Knowing that he couldn’t cure his daughter of diabetes, Benner said he searched for ways that he could be helpful to others grappling with the disease.
In 2007, Benner started writing the blog Arden’s Day to help people understand
diabetes, he said.
But only a month after Benner started writing, he realized it did more than help people understand diabetes, it helped support people going through similar situations, he said.
“It wasn’t the writing that got me hooked to the blog,” Benner said. “It was literally the idea that it was helping other people. It helps me that it helps them.”
Benner said his blog also helped improve his writing — and it led to his first book deal.

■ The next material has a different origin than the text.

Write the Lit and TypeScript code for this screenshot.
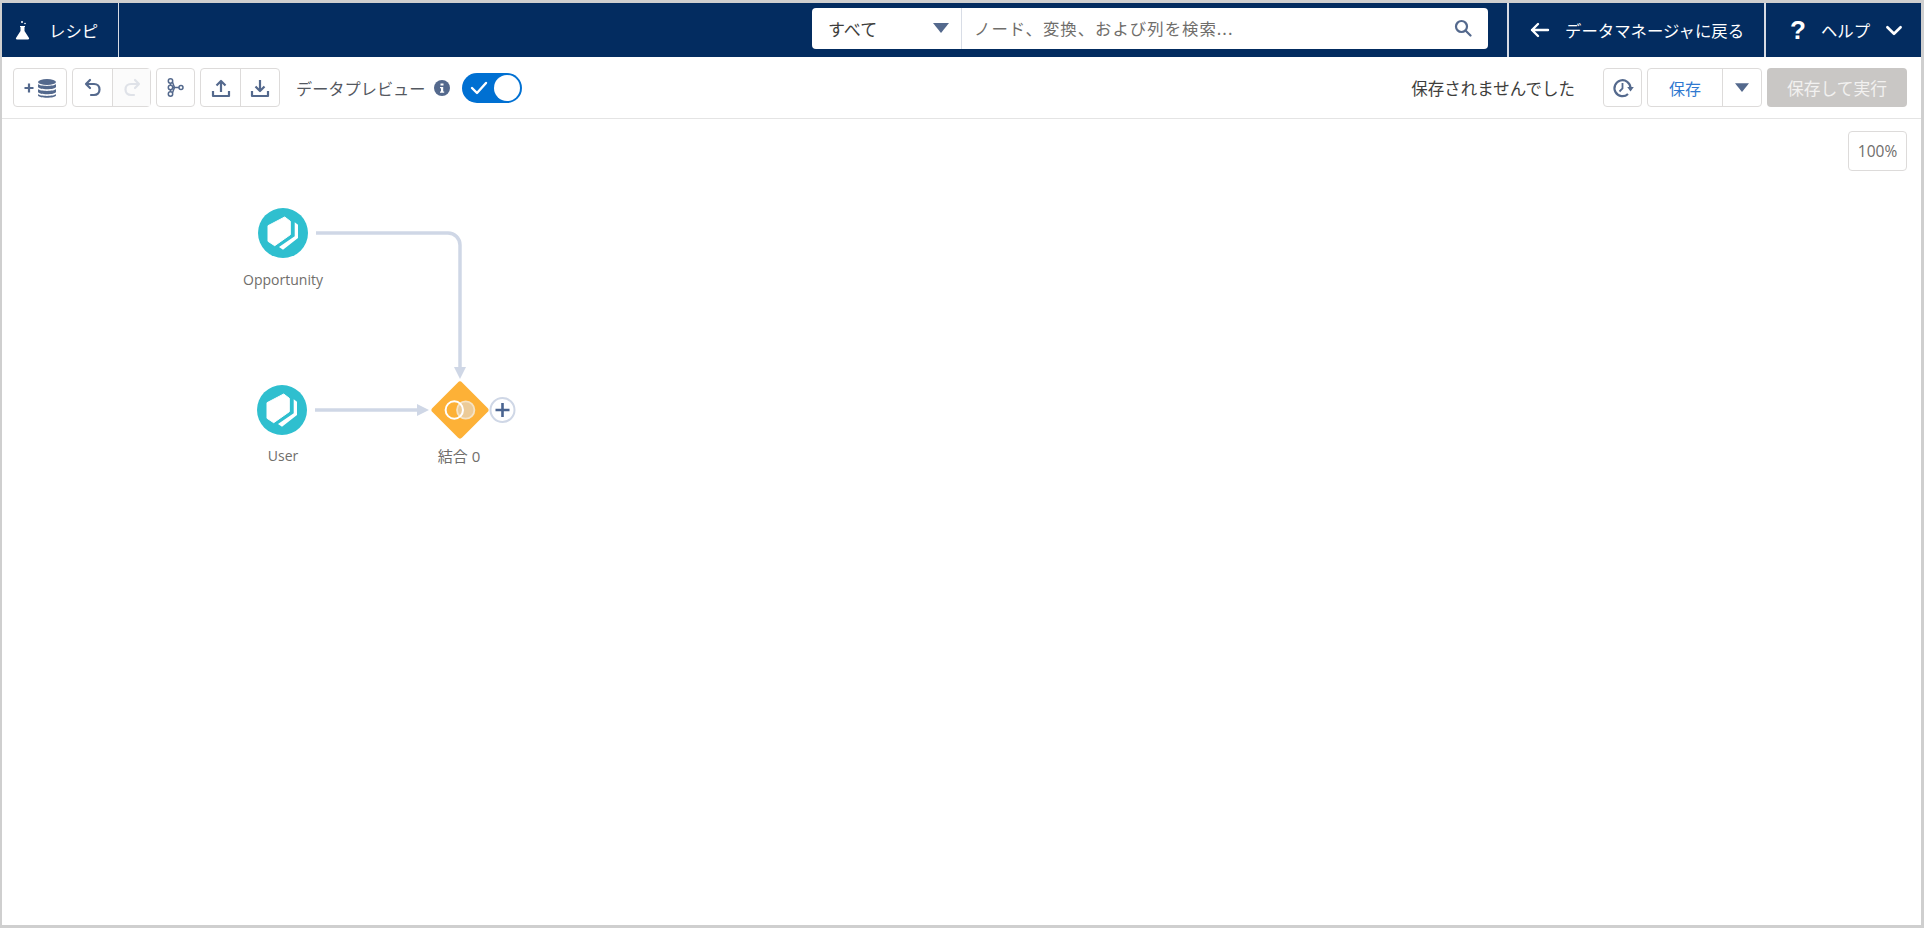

“Another blogger got a book deal and she asked me to write a sidebar for her book,”
Benner said. “A few months later, through like insane happenstance, I found myself on the phone with her publisher because I hadn’t sent in some information I was supposed to send in.”
“I just remember thinking, ‘When am I ever going to be on the phone with a book publisher again? This is it, man. Go!’” he said.
When the publisher got done explaining to Benner how one gets a book deal, he said he just blurted out his idea.
Benner said the publisher pitched the idea and the next week, he received a call asking for a sample table of contents.
“My wife asked me if I could write a book,” he said. “I told her, ‘I have no idea.’”
But Benner said the whole process came easily to him and he finished writing the book in six months.
“It’s the book I’ve been thinking about for a decade,” he said.
And while Benner said he spends most of his time wiping things off, vacuuming or doing laundry, he said that he sees his stay-at-home duties as part of giving his kids the best launch in life.
“There is no better job,” he said. “I do things that no one sees until they’re not done for them anymore. I don’t think of it as trivial. Someone’s got to be there to remind the kids to take their vitamins and brush their teeth.”
Benner will be at the Hamilton Barnes & Noble at the Hamilton Marketplace today from 6:30 to 7:30 p.m. to sign books.